Without an underground cavity, into which some of the rock can displace, or a means for removing some of the rock to allow multiple fractures of the shale, and fracture opening to allow air access, starting and sustaining a large underground fire will be a significant undertaking.
Unfortunately also "Lean shale tends to be brittle, fracturing under stress, while rich shale tends to be tough and resilient, resisting fracture by bending, and tending to yield plastically under stress." (Ref. 5) This is going to make it harder to grow the cracks where we need them to be.
The other problem with in-situ retorting is controlling the flame front to go where you want it. It is hard to control where the fractures go underground, and the path that the air takes, to make sure that all the shale is retorted, so much more air has to be pumped underground than might be needed otherwise. And this is where it gets frustrating because, though it may only take 260 Btu to raise a lb of shale to 900 degF, (Ref. 6) and that can come from the carbon content of the shale (the coke above), getting enough air there and having somewhere for the released oil and gas to go can take a lot more energy.
For example if two wells are drilled, say 500 ft apart, and a crack run between them, then the air to the burning front, and the flow from it, is gong to be limited by the width of the crack. These processes are relatively slow. A model of the process (Ref. 7) has shown that it can take 10 years for the front to move from one well to the next. During that time air has to be continuous injected, and the volume of air required, for a barrel of oil recovered can be calculated.
Depending on the temperature at which the air was injected (since it shouldn't cool the fire) it can take between 24,000 scf (standard cubic feet) and 86,000 scf/bbl. To get that air into the fire effectively it would have to be pumped into the well at 2,500 psi. (A conventional air compressor runs at around 120 psi). To generate a flow of 50,000 barrels a day was found to require an air compressor system run at 272,000 horsepower. To cut a longer story short, this turns out not be economic, at 1968 costs.
Hmm! Well, I am not quite finished, but perhaps this explains in part why Shell are using heaters, rather than fire.
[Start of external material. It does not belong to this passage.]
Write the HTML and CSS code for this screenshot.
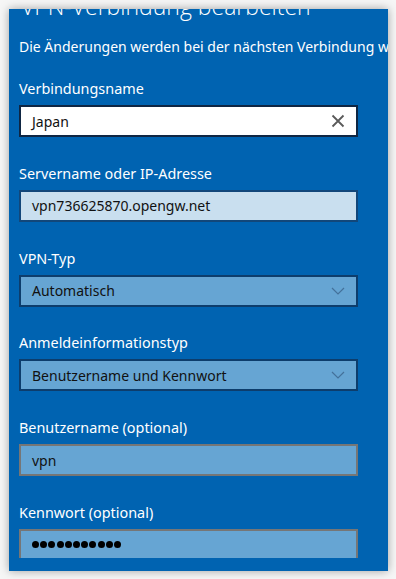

I will have a short discussion of that, next time.
Ref. 1 Grant B.F. "Retorting Oil Shale Underground - Problems and Possibilities", 1st Oil Shale Symposium, CSM, 1964.
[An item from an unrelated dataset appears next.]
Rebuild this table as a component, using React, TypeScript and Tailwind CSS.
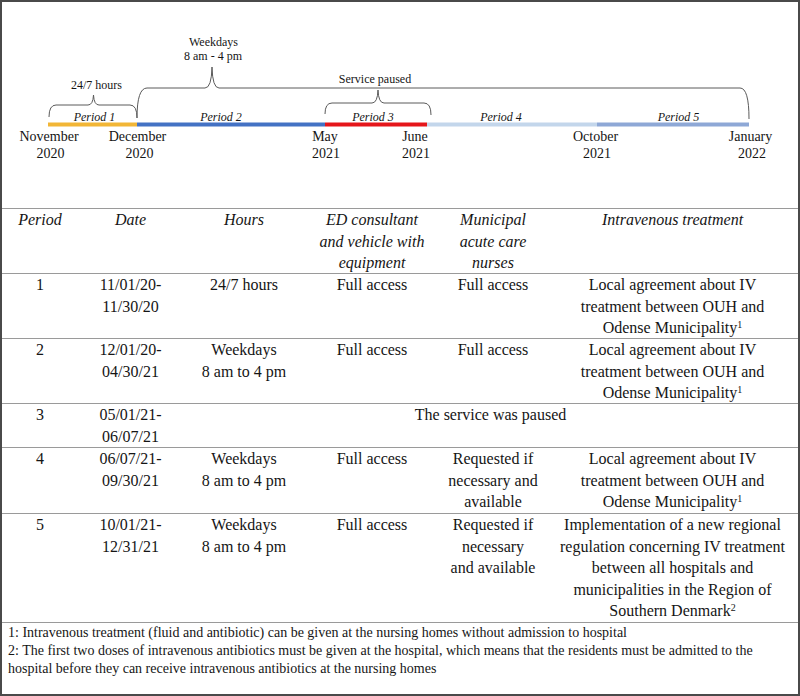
const serif = "font-['Liberation_Serif','Times_New_Roman',serif]";
const rowCls = "grid grid-cols-[76px_105px_122px_134px_108px_1fr] border-t border-[#9a9a9a] text-center";

function Timeline() {
  return (
    <svg width="796" height="206" viewBox="2 2 796 206" className="block">
      {/* braces */}
      <g stroke="#5a5a5a" strokeWidth="1" fill="none">
        <path d="M49,117 Q49,105 56,105 L88,105 Q93,105 93.5,95 Q94,105 99,105 L130,105 Q137,105 137,118" />
        <path d="M137,118 Q137,88 147,88 L205,88 Q211.5,88 212,67 Q212.5,88 219,88 L740,88 Q749,88 749,119" />
        <path d="M325,114 Q325,103 332,103 L372,103 Q377.5,103 378,90 Q378.5,103 384,103 L424,103 Q431,103 431,115" />
      </g>
      {/* bar */}
      <rect x="48" y="122.5" width="89" height="4" fill="#f2b636" />
      <rect x="137" y="122.5" width="188" height="4" fill="#4472c4" />
      <rect x="325" y="122.5" width="102" height="4" fill="#e5161b" />
      <rect x="427" y="122.5" width="170" height="4" fill="#c3d6eb" />
      <rect x="597" y="122.5" width="152" height="4" fill="#8ea8d6" />
      <g fontFamily="'Liberation Serif', 'Times New Roman', serif" fill="#151515" textAnchor="middle">
        <g fontSize="12">
          <text x="96.5" y="89">24/7 hours</text>
          <text x="213.5" y="46">Weekdays</text>
          <text x="213" y="60">8 am - 4 pm</text>
          <text x="375" y="83">Service paused</text>
        </g>
        <g fontSize="12" fontStyle="italic">
          <text x="94.5" y="120.5">Period 1</text>
          <text x="221" y="120.5">Period 2</text>
          <text x="373" y="120.5">Period 3</text>
          <text x="501" y="120.5">Period 4</text>
          <text x="678.5" y="120.5">Period 5</text>
        </g>
        <g fontSize="14">
          <text x="49" y="141">November</text>
          <text x="50.5" y="157.5">2020</text>
          <text x="137.5" y="141">December</text>
          <text x="139.5" y="157.5">2020</text>
          <text x="325" y="141">May</text>
          <text x="326" y="157.5">2021</text>
          <text x="415" y="141">June</text>
          <text x="416" y="157.5">2021</text>
          <text x="595.5" y="141">October</text>
          <text x="597" y="157.5">2021</text>
          <text x="750.5" y="141">January</text>
          <text x="752" y="157.5">2022</text>
        </g>
      </g>
    </svg>
  );
}

function Sup({ n }: { n: string }) {
  return <sup className="text-[10px]">{n}</sup>;
}

export default function App() {
  return (
    <div className={`w-[800px] h-[696px] bg-white border-2 border-[#4a4a4a] text-[#151515] ${serif} overflow-hidden`}>
      <Timeline />

      <div className="text-[16px] leading-[21.5px]">
        {/* header */}
        <div className={`${rowCls} h-[65px] italic`}>
          <div>Period</div>
          <div>Date</div>
          <div>Hours</div>
          <div>ED consultant<br />and vehicle with<br />equipment</div>
          <div>Municipal<br />acute care<br />nurses</div>
          <div>Intravenous treatment</div>
        </div>

        <div className={`${rowCls} h-[65px]`}>
          <div>1</div>
          <div>11/01/20-<br />11/30/20</div>
          <div>24/7 hours</div>
          <div>Full access</div>
          <div>Full access</div>
          <div>Local agreement about IV<br />treatment between OUH and<br />Odense Municipality<Sup n="1" /></div>
        </div>

        <div className={`${rowCls} h-[65px]`}>
          <div>2</div>
          <div>12/01/20-<br />04/30/21</div>
          <div>Weekdays<br />8 am to 4 pm</div>
          <div>Full access</div>
          <div>Full access</div>
          <div>Local agreement about IV<br />treatment between OUH and<br />Odense Municipality<Sup n="1" /></div>
        </div>

        <div className={`${rowCls} h-[44px]`}>
          <div>3</div>
          <div>05/01/21-<br />06/07/21</div>
          <div className="col-span-4">The service was paused</div>
        </div>

        <div className={`${rowCls} h-[66px]`}>
          <div>4</div>
          <div>06/07/21-<br />09/30/21</div>
          <div>Weekdays<br />8 am to 4 pm</div>
          <div>Full access</div>
          <div>Requested if<br />necessary and<br />available</div>
          <div>Local agreement about IV<br />treatment between OUH and<br />Odense Municipality<Sup n="1" /></div>
        </div>

        <div className={`${rowCls} h-[109px]`}>
          <div>5</div>
          <div>10/01/21-<br />12/31/21</div>
          <div>Weekdays<br />8 am to 4 pm</div>
          <div>Full access</div>
          <div>Requested if<br />necessary<br />and available</div>
          <div>Implementation of a new regional<br />regulation concerning IV treatment<br />between all hospitals and<br />municipalities in the Region of<br />Southern Denmark<Sup n="2" /></div>
        </div>

        {/* footnotes */}
        <div className="border-t border-[#9a9a9a] pl-[6px] pt-px text-[14px] leading-[18px] whitespace-nowrap">
          <div>1: Intravenous treatment (fluid and antibiotic) can be given at the nursing homes without admission to hospital</div>
          <div>2: The first two doses of intravenous antibiotics must be given at the hospital, which means that the residents must be admitted to the</div>
          <div>hospital before they can receive intravenous antibiotics at the nursing homes</div>
        </div>
      </div>
    </div>
  );
}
Ref. 2 Stanfield K.E. "Progress Report on Bureau of Mines - Atomic Energy Commission Corehole, Rio Blanco Country, Colorado", 3rd Oil Shale Symposium, CSM, 1966.
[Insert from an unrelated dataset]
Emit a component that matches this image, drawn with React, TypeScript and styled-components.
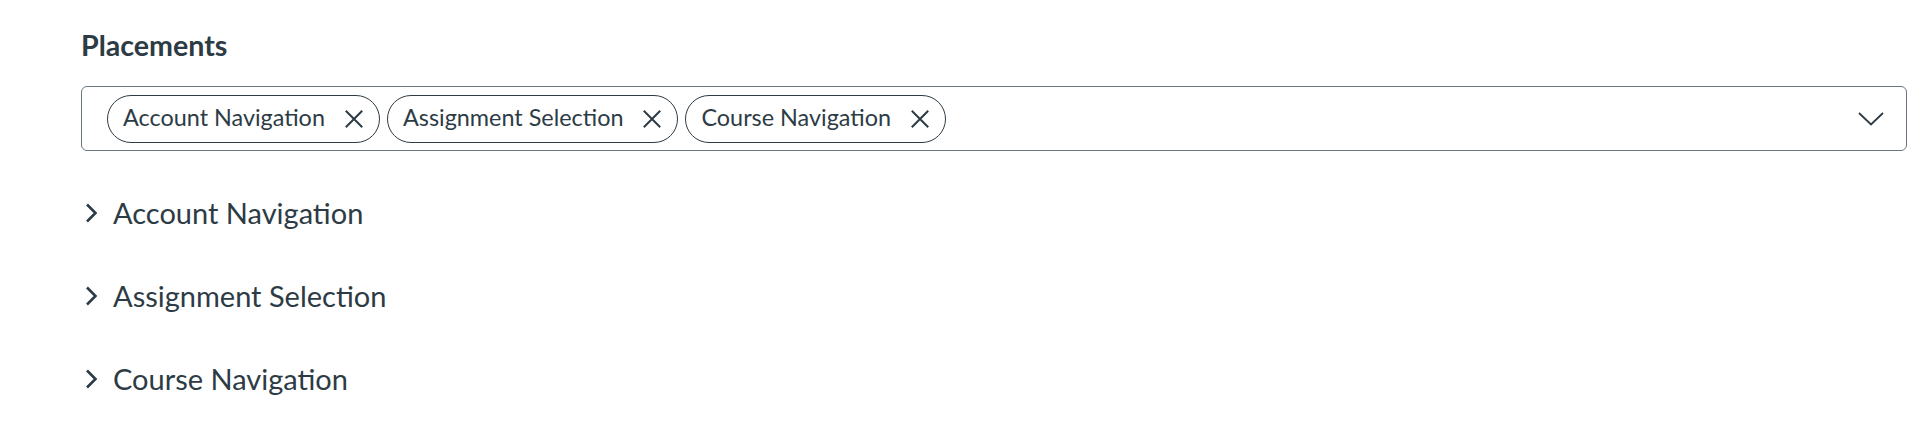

Ref. 3 Sandberg C.R., "Method for recovery of hydrocarbons by in situ heating of oil shale", US Patent 3,205,942, 1965.
Ref. 4 Hill G.R. and Dougan P. "The characteristics of a low temperature in-situ shale oil", 4th Oil Shale Symposium, CSM, 1967.
Ref. 5 Budd C.H. McLamore T.T., and Gray K.E. "Microscopic examination of mechanically deformed oil shale," 42nd Petr. Engrs Fall Mtg, SPE 1826, 1967.
Ref. 6 Carpenter H.C. and Sohns H.W. "Application of above ground retorting cariable to in situ oil shale processing", 5th Oil Shale Symposium , CSM 1968.
Ref. 7 Barnes A.L. and Ellington R.T. "A Look at in situ oil shale retorting methods based on limited heat transfer contact surfaces", 5th Oil Shale Symposium, CSM, 1968.